## Task description
Print all of the lines exactly. Any picture among them stays out.

## Data shown
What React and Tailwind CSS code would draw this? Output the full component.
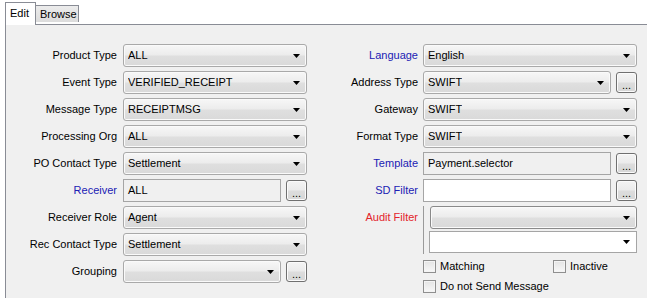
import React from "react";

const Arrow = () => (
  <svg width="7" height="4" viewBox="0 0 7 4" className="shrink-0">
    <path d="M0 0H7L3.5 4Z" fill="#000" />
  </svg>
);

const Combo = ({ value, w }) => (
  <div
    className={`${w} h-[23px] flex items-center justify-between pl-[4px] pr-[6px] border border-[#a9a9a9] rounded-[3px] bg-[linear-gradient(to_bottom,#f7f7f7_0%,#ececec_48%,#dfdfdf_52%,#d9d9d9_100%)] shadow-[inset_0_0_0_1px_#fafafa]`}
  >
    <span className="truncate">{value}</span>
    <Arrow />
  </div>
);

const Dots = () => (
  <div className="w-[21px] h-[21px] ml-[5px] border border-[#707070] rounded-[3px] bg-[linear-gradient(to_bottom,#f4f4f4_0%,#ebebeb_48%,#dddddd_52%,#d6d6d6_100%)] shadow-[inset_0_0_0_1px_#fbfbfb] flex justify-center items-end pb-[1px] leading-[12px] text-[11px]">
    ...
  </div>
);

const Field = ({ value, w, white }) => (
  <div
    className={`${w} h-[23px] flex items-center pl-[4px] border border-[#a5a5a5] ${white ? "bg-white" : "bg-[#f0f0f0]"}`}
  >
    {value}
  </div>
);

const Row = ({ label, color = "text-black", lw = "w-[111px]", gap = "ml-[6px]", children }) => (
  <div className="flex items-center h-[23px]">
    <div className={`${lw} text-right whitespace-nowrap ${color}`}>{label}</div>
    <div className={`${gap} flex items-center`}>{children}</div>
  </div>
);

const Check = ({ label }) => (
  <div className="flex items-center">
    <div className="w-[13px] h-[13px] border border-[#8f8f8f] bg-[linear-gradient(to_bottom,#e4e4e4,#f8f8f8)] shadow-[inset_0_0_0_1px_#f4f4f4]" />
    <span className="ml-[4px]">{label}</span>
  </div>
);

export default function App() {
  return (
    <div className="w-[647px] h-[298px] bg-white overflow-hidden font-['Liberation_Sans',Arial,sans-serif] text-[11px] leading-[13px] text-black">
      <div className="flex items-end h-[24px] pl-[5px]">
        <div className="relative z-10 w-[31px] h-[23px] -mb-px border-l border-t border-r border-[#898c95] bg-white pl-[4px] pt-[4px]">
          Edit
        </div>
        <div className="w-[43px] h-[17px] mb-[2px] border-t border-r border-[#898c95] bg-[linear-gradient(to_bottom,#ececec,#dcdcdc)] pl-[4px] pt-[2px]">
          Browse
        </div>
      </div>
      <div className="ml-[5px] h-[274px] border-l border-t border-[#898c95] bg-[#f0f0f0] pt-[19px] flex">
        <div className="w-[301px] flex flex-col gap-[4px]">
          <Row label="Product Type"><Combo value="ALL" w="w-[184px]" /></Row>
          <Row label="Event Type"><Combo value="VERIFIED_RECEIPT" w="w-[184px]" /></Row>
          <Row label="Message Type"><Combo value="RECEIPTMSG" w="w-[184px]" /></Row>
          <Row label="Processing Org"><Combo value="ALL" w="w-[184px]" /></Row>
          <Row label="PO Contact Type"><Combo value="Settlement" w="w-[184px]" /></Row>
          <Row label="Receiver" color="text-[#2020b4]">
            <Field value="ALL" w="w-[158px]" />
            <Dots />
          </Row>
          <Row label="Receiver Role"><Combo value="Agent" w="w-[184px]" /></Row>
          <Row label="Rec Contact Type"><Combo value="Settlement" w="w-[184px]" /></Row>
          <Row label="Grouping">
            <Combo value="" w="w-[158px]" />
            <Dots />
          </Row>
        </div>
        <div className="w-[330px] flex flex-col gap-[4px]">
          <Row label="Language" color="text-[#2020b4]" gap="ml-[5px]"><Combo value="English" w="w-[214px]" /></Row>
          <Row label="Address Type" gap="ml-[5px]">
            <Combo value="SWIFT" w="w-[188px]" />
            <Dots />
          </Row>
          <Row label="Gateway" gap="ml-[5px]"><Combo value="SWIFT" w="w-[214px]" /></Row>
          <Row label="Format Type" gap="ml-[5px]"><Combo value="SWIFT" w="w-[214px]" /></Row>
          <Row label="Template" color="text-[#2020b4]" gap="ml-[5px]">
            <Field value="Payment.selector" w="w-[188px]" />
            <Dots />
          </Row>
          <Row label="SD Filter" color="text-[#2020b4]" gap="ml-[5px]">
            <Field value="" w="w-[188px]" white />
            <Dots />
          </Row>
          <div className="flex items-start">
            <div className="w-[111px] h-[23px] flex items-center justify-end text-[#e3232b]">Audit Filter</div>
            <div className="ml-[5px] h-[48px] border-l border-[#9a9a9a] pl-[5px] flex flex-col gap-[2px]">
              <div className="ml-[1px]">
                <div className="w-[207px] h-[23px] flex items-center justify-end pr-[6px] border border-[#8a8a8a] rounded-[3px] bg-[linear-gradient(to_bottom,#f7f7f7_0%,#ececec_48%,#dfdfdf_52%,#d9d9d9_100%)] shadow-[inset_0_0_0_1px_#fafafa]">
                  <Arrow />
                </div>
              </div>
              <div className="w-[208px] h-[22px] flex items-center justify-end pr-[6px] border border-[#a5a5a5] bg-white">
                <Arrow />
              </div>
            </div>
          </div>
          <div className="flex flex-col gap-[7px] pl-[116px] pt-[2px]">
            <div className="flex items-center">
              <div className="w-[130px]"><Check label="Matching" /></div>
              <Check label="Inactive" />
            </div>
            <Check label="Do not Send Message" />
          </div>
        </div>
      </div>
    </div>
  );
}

## Right answer
What React and Tailwind CSS code would draw this? Output the full component.
import React from "react";

const Arrow = () => (
  <svg width="7" height="4" viewBox="0 0 7 4" className="shrink-0">
    <path d="M0 0H7L3.5 4Z" fill="#000" />
  </svg>
);

const Combo = ({ value, w }) => (
  <div
    className={`${w} h-[23px] flex items-center justify-between pl-[4px] pr-[6px] border border-[#a9a9a9] rounded-[3px] bg-[linear-gradient(to_bottom,#f7f7f7_0%,#ececec_48%,#dfdfdf_52%,#d9d9d9_100%)] shadow-[inset_0_0_0_1px_#fafafa]`}
  >
    <span className="truncate">{value}</span>
    <Arrow />
  </div>
);

const Dots = () => (
  <div className="w-[21px] h-[21px] ml-[5px] border border-[#707070] rounded-[3px] bg-[linear-gradient(to_bottom,#f4f4f4_0%,#ebebeb_48%,#dddddd_52%,#d6d6d6_100%)] shadow-[inset_0_0_0_1px_#fbfbfb] flex justify-center items-end pb-[1px] leading-[12px] text-[11px]">
    ...
  </div>
);

const Field = ({ value, w, white }) => (
  <div
    className={`${w} h-[23px] flex items-center pl-[4px] border border-[#a5a5a5] ${white ? "bg-white" : "bg-[#f0f0f0]"}`}
  >
    {value}
  </div>
);

const Row = ({ label, color = "text-black", lw = "w-[111px]", gap = "ml-[6px]", children }) => (
  <div className="flex items-center h-[23px]">
    <div className={`${lw} text-right whitespace-nowrap ${color}`}>{label}</div>
    <div className={`${gap} flex items-center`}>{children}</div>
  </div>
);

const Check = ({ label }) => (
  <div className="flex items-center">
    <div className="w-[13px] h-[13px] border border-[#8f8f8f] bg-[linear-gradient(to_bottom,#e4e4e4,#f8f8f8)] shadow-[inset_0_0_0_1px_#f4f4f4]" />
    <span className="ml-[4px]">{label}</span>
  </div>
);

export default function App() {
  return (
    <div className="w-[647px] h-[298px] bg-white overflow-hidden font-['Liberation_Sans',Arial,sans-serif] text-[11px] leading-[13px] text-black">
      <div className="flex items-end h-[24px] pl-[5px]">
        <div className="relative z-10 w-[31px] h-[23px] -mb-px border-l border-t border-r border-[#898c95] bg-white pl-[4px] pt-[4px]">
          Edit
        </div>
        <div className="w-[43px] h-[17px] mb-[2px] border-t border-r border-[#898c95] bg-[linear-gradient(to_bottom,#ececec,#dcdcdc)] pl-[4px] pt-[2px]">
          Browse
        </div>
      </div>
      <div className="ml-[5px] h-[274px] border-l border-t border-[#898c95] bg-[#f0f0f0] pt-[19px] flex">
        <div className="w-[301px] flex flex-col gap-[4px]">
          <Row label="Product Type"><Combo value="ALL" w="w-[184px]" /></Row>
          <Row label="Event Type"><Combo value="VERIFIED_RECEIPT" w="w-[184px]" /></Row>
          <Row label="Message Type"><Combo value="RECEIPTMSG" w="w-[184px]" /></Row>
          <Row label="Processing Org"><Combo value="ALL" w="w-[184px]" /></Row>
          <Row label="PO Contact Type"><Combo value="Settlement" w="w-[184px]" /></Row>
          <Row label="Receiver" color="text-[#2020b4]">
            <Field value="ALL" w="w-[158px]" />
            <Dots />
          </Row>
          <Row label="Receiver Role"><Combo value="Agent" w="w-[184px]" /></Row>
          <Row label="Rec Contact Type"><Combo value="Settlement" w="w-[184px]" /></Row>
          <Row label="Grouping">
            <Combo value="" w="w-[158px]" />
            <Dots />
          </Row>
        </div>
        <div className="w-[330px] flex flex-col gap-[4px]">
          <Row label="Language" color="text-[#2020b4]" gap="ml-[5px]"><Combo value="English" w="w-[214px]" /></Row>
          <Row label="Address Type" gap="ml-[5px]">
            <Combo value="SWIFT" w="w-[188px]" />
            <Dots />
          </Row>
          <Row label="Gateway" gap="ml-[5px]"><Combo value="SWIFT" w="w-[214px]" /></Row>
          <Row label="Format Type" gap="ml-[5px]"><Combo value="SWIFT" w="w-[214px]" /></Row>
          <Row label="Template" color="text-[#2020b4]" gap="ml-[5px]">
            <Field value="Payment.selector" w="w-[188px]" />
            <Dots />
          </Row>
          <Row label="SD Filter" color="text-[#2020b4]" gap="ml-[5px]">
            <Field value="" w="w-[188px]" white />
            <Dots />
          </Row>
          <div className="flex items-start">
            <div className="w-[111px] h-[23px] flex items-center justify-end text-[#e3232b]">Audit Filter</div>
            <div className="ml-[5px] h-[48px] border-l border-[#9a9a9a] pl-[5px] flex flex-col gap-[2px]">
              <div className="ml-[1px]">
                <div className="w-[207px] h-[23px] flex items-center justify-end pr-[6px] border border-[#8a8a8a] rounded-[3px] bg-[linear-gradient(to_bottom,#f7f7f7_0%,#ececec_48%,#dfdfdf_52%,#d9d9d9_100%)] shadow-[inset_0_0_0_1px_#fafafa]">
                  <Arrow />
                </div>
              </div>
              <div className="w-[208px] h-[22px] flex items-center justify-end pr-[6px] border border-[#a5a5a5] bg-white">
                <Arrow />
              </div>
            </div>
          </div>
          <div className="flex flex-col gap-[7px] pl-[116px] pt-[2px]">
            <div className="flex items-center">
              <div className="w-[130px]"><Check label="Matching" /></div>
              <Check label="Inactive" />
            </div>
            <Check label="Do not Send Message" />
          </div>
        </div>
      </div>
    </div>
  );
}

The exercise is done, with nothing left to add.